# [WHAT YOU NEED TO DO]
Search the material for "styles" and show all lines that contain it.
______________________________
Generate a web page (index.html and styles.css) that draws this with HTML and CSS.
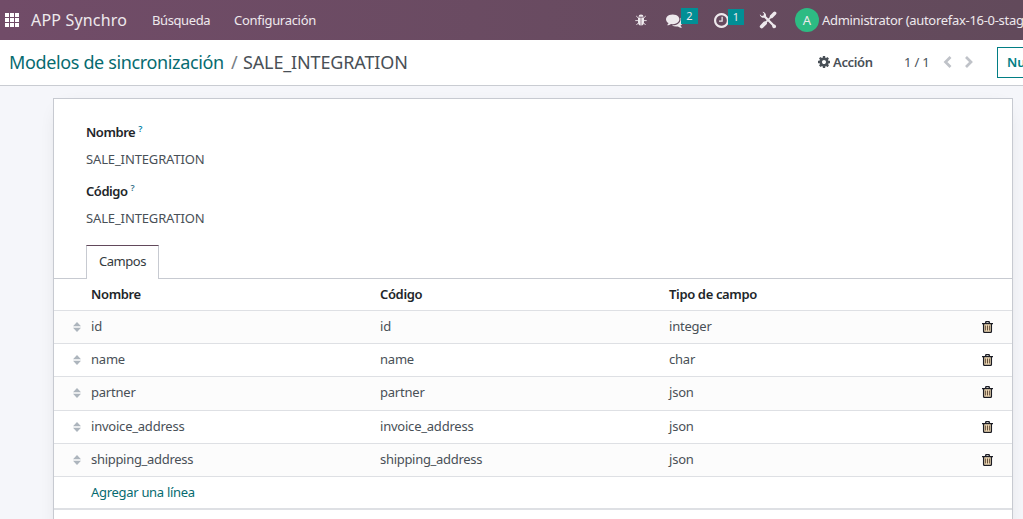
FILE: index.html
```html
<!DOCTYPE html>
<html lang="es">
<head>
<meta charset="utf-8">
<title>SALE_INTEGRATION</title>
<link rel="stylesheet" href="styles.css">
</head>
<body>
<svg class="defs" width="0" height="0">
  <symbol id="sort" viewBox="0 0 8 10"><path d="M4 0 8 4.200H0zM0 5.800H8L4 10z"/></symbol>
  <symbol id="trash" viewBox="0 0 11 12"><path fill="#f5dfb8" d="M2 3h7v8H2z"/><path fill="none" stroke="#1b1c24" stroke-width="1.300" d="M0 2.600H11M3.400 2.500 4 .7H7L7.600 2.500M1.600 2.600V10.500Q1.600 11.400 2.500 11.400H8.500Q9.400 11.400 9.400 10.500V2.600"/><path d="M3.600 4.500V9.500M5.500 4.500V9.500M7.400 4.500V9.500" stroke="#66513f" stroke-width="1"/></symbol>
</svg>
<header class="navbar">
  <svg class="apps" viewBox="0 0 14 14"><path d="M0 0h4v4H0zM5 0h4v4H5zM10 0h4v4h-4zM0 5h4v4H0zM5 5h4v4H5zM10 5h4v4h-4zM0 10h4v4H0zM5 10h4v4H5zM10 10h4v4h-4z"/></svg>
  <span class="brand">APP Synchro</span>
  <span class="menu search">Búsqueda</span>
  <span class="menu config">Configuración</span>
  <div class="systray">
    <svg class="bug" viewBox="0 0 12 12"><path d="M3.500 2.800a2.500 2.400 0 0 1 5 0zM3 3.500h2.700v8Q3 11.200 3 8zM6.300 3.500H9V8q0 3.200-2.700 3.500z"/><path fill="none" stroke="currentColor" stroke-width=".9" d="M1.200 2 3.300 4M10.800 2 8.700 4M.3 6.600H3M11.700 6.600H9M1.400 11 3.300 9M10.600 11 8.700 9"/></svg>
    <span class="tray-item messages"><svg viewBox="0 0 1792 1792"><path d="M1408 768q0 139-94 257t-256.500 186.500-353.500 68.500q-86 0-176-16-124 88-278 128-36 9-86 16h-3q-11 0-20.500-8t-11.500-21q-1-3-1-6.500t.5-6.500 2-6l2.500-5 3.500-5.500 4-5 4.500-5 4-4.500q5-6 23-25t26-29.500 22.500-29 25-38.500 20.500-44q-124-72-195-177t-71-224q0-139 94-257t256.500-186.500 353.500-68.500 353.500 68.500 256.500 186.500 94 257zm384 256q0 120-71 224.500t-195 176.500q10 24 20.500 44t25 38.500 22.500 29 26 29.500 23 25q1 1 4 4.500t4.500 5 4 5 3.500 5.500l2.500 5 2 6 .5 6.500-1 6.500q-3 14-13 22t-22 7q-50-7-86-16-154-40-278-128-90 16-176 16-271 0-472-132 58 4 88 4 161 0 309-45t264-129q125-92 192-212t67-254q0-77-23-152 129 71 204 178t75 230z"/></svg><b class="badge">2</b></span>
    <span class="tray-item activities"><svg viewBox="128 128 1536 1536"><path d="M1024 544v448q0 14-9 23t-23 9h-320q-14 0-23-9t-9-23v-64q0-14 9-23t23-9h224v-352q0-14 9-23t23-9h64q14 0 23 9t9 23zm416 352q0-148-73-273t-198-198-273-73-273 73-198 198-73 273 73 273 198 198 273 73 273-73 198-198 73-273zm224 0q0 209-103 385.500t-279.500 279.500-385.500 103-385.500-103-279.500-279.500-103-385.500 103-385.500 279.500-279.500 385.500-103 385.500 103 279.500 279.500 103 385.500z"/></svg><b class="badge">1</b></span>
    <svg class="tools" viewBox="0 0 18 18"><path d="M.8 3.200A3.800 3.800 0 0 0 5.300 6.800L13 14.600Q13 16.700 14.600 17.200 16 17.400 17 16.200 17.600 14 14.900 13.300L7 5.300A3.800 3.800 0 0 0 3.300.8L5 2.500 4.600 4.400 2.700 4.900z"/><path fill="none" stroke="currentColor" stroke-linecap="round" d="M2.700 15.500 6 12.200" stroke-width="3.800"/><path fill="none" stroke="currentColor" d="M6 12.200 12 6" stroke-width="1.700"/><path fill="none" stroke="currentColor" stroke-linecap="round" d="M12.500 5.500 15.700 2.200" stroke-width="3.400"/></svg>
    <span class="avatar">A</span>
    <span class="user">Administrator (autorefax-16-0-staging)</span>
  </div>
</header>
<section class="control">
  <div class="crumbs"><a>Modelos de sincronización</a><i>/</i><span>SALE_INTEGRATION</span></div>
  <div class="action"><svg viewBox="128 128 1536 1536"><path d="M1152 896q0-106-75-181t-181-75-181 75-75 181 75 181 181 75 181-75 75-181zm512-109v222q0 12-8 23t-20 13l-185 28q-19 54-39 91 35 50 107 138 10 12 10 25t-9 23q-27 37-99 108t-94 71q-12 0-26-9l-138-108q-44 23-91 38-16 136-29 186-7 28-36 28h-222q-14 0-24.500-8.500t-11.500-21.500l-28-184q-49-16-90-37l-141 107q-10 9-25 9-14 0-25-11-126-114-165-168-7-10-7-23 0-12 8-23 15-21 51-66.500t54-70.500q-27-50-41-99l-183-27q-13-2-21-12.500t-8-23.500v-222q0-12 8-23t19-13l186-28q14-46 39-92-40-57-107-138-10-12-10-24 0-10 9-23 26-36 98.500-107.500t94.500-71.500q13 0 26 10l138 107q44-23 91-38 16-136 29-186 7-28 36-28h222q14 0 24.500 8.500t11.500 21.500l28 184q49 16 90 37l142-107q9-9 24-9 13 0 25 10 129 119 165 170 7 8 7 22 0 12-8 23-15 21-51 66.500t-54 70.500q26 50 41 98l183 28q13 2 21 12.500t8 23.500z"/></svg><b>Acción</b></div>
  <span class="pager">1 / 1</span>
  <svg class="arrows" viewBox="0 0 30 12"><path d="M7.500 1 2.500 6l5 5M23 1l5 5-5 5"/></svg>
  <button class="new">Nuevo</button>
</section>
<main class="sheet">
  <div class="fields">
    <label class="name">Nombre<sup>?</sup></label><p>SALE_INTEGRATION</p>
    <label class="code">Código<sup class="dark">?</sup></label><p>SALE_INTEGRATION</p>
  </div>
  <div class="tabs"><span class="tab">Campos</span></div>
  <div class="row head"><span></span><b class="h-name">Nombre</b><b class="h-code">Código</b><b class="h-type">Tipo de campo</b></div>
  <div class="row odd"><svg class="handle"><use href="#sort"/></svg><span>id</span><span>id</span><span>integer</span><svg class="trash"><use href="#trash"/></svg></div>
  <div class="row"><svg class="handle"><use href="#sort"/></svg><span>name</span><span>name</span><span>char</span><svg class="trash"><use href="#trash"/></svg></div>
  <div class="row odd tall"><svg class="handle"><use href="#sort"/></svg><span>partner</span><span>partner</span><span>json</span><svg class="trash"><use href="#trash"/></svg></div>
  <div class="row"><svg class="handle"><use href="#sort"/></svg><span>invoice_address</span><span>invoice_address</span><span>json</span><svg class="trash"><use href="#trash"/></svg></div>
  <div class="row odd"><svg class="handle"><use href="#sort"/></svg><span class="ship">shipping_address</span><span class="ship">shipping_address</span><span>json</span><svg class="trash"><use href="#trash"/></svg></div>
  <div class="row add"><span></span><a>Agregar una línea</a></div>
</main>
</body>
</html>
```

FILE: styles.css
```css
* { box-sizing: border-box; }
body { margin: 0; height: 519px; overflow: hidden; background: #f5f6fa; color: #495057; font: 13px/20px "Noto Sans", "Open Sans", sans-serif; white-space: nowrap; }
svg { display: block; flex: none; fill: currentColor; }
.defs { position: absolute; }
a { color: #066b70; }
.navbar { height: 40px; display: flex; align-items: center; padding-left: 5px; color: #eee9ed; background: linear-gradient(90deg, #714c68, #624a5b); }
.apps { width: 14px; height: 14px; color: #fff; }
.brand { width: 121px; margin-left: 12px; font-size: 16px; letter-spacing: .18px; }
.search { width: 82px; margin-left: 0; }
.menu { font-size: 13px; letter-spacing: -.3px; }
.search { letter-spacing: -.4px; }
.systray { margin-left: auto; width: 388px; flex: none; display: flex; align-items: center; height: 40px; }
.bug { width: 12px; height: 12px; }
.tray-item { position: relative; display: flex; flex: none; }
.messages { margin-left: 19px; width: 47px; }
.messages svg { width: 17px; height: 17px; }
.activities { width: 46px; }
.activities svg { width: 15px; height: 15px; margin-left: 1px; }
.badge { position: absolute; left: 15px; top: -4px; width: 17px; height: 16px; background: #018f95; font: 11px/16px "Noto Sans", sans-serif; text-align: center; }
.activities .badge { left: 15px; top: -4px; width: 16px; }
.tools { width: 18px; height: 18px; }
.avatar { flex: none; width: 24px; height: 24px; margin-left: 18px; border-radius: 50%; background: #2dbb83; text-align: center; line-height: 24px; }
.user { margin-left: 3px; letter-spacing: -.3px; }
.control { height: 46px; border-bottom: 1px solid #c9ccd2; background: #fff; display: flex; align-items: center; overflow: hidden; padding: 0 0 1px 9px; }
.crumbs { width: 809px; flex: none; font-size: 18px; display: flex; }
.crumbs a { width: 222px; letter-spacing: -.36px; }
.crumbs i { width: 12px; font-style: normal; color: #777d84; }
.crumbs span { letter-spacing: -.14px; }
.action { width: 86px; flex: none; display: flex; align-items: center; gap: 3px; }
.action svg { width: 12px; height: 12px; }
.action b { font-weight: 600; letter-spacing: -.35px; }
.pager { width: 37px; flex: none; letter-spacing: -.2px; }
.arrows { width: 30px; height: 12px; margin-left: 2px; }
.arrows path { fill: none; stroke: #bfc2c8; stroke-width: 2.700; }
.new { margin-left: 24px; width: 64px; height: 31px; flex: none; padding: 0 0 0 9px; text-align: left; border: 1px solid #017e84; background: #fff; color: #017e84; font: 600 13px "Noto Sans", sans-serif; }
.sheet { width: 960px; height: 440px; margin: 12px 0 0 53px; background: #fff; border: 1px solid #c7cad1; box-shadow: 0 5px 20px -10px #0003; }
.fields { height: 146px; padding: 23px 0 0 32px; }
label { display: block; height: 20px; font-weight: 600; color: #212529; letter-spacing: -.45px; }
.fields p { margin: 7px 0 12px; letter-spacing: -.13px; height: 20px; }
sup { margin-left: 3px; font-size: 9px; line-height: 0; vertical-align: 5px; color: #0180a5; font-weight: 600; }
.dark { color: #35708a; }
.tabs { height: 34px; border-bottom: 1px solid #c7cad1; padding-left: 32px; }
.tab { display: block; width: 73px; height: 34px; padding: 5px 0 0 12px; border: 1px solid #c7cad1; border-top-color: #62495b; border-bottom: 0; background: #fff; color: #343a40; letter-spacing: -.45px; }
.row { display: grid; grid-template-columns: 37px 289px 289px 313px 12px; height: 33px; align-items: center; border-bottom: 1px solid #dee0e4; letter-spacing: -.22px; }
.row span, .row b, .row a { padding-bottom: 2px; }
.row .ship { letter-spacing: -.3px; }
.head { height: 32px; color: #212529; }
.head b { font-weight: 600; letter-spacing: -.35px; }
.odd { background: #fcfcfc; }
.tall { height: 34px; }
.tall span { padding-bottom: 3px; }
.tall svg { margin-bottom: 1px; }
.handle { width: 8px; height: 10px; margin-left: 19px; color: #adb5bd; }
.trash { width: 11px; height: 12px; margin-bottom: 1px; }
.tall .trash { margin-bottom: 3px; }
.add { border-bottom: 2px solid #dee0e4; letter-spacing: -.3px; }
```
______________________________
# [SOLUTION TO THE EXERCISE]
Generate a web page (index.html and styles.css) that draws this with HTML and CSS.
<link rel="stylesheet" href="styles.css">
FILE: styles.css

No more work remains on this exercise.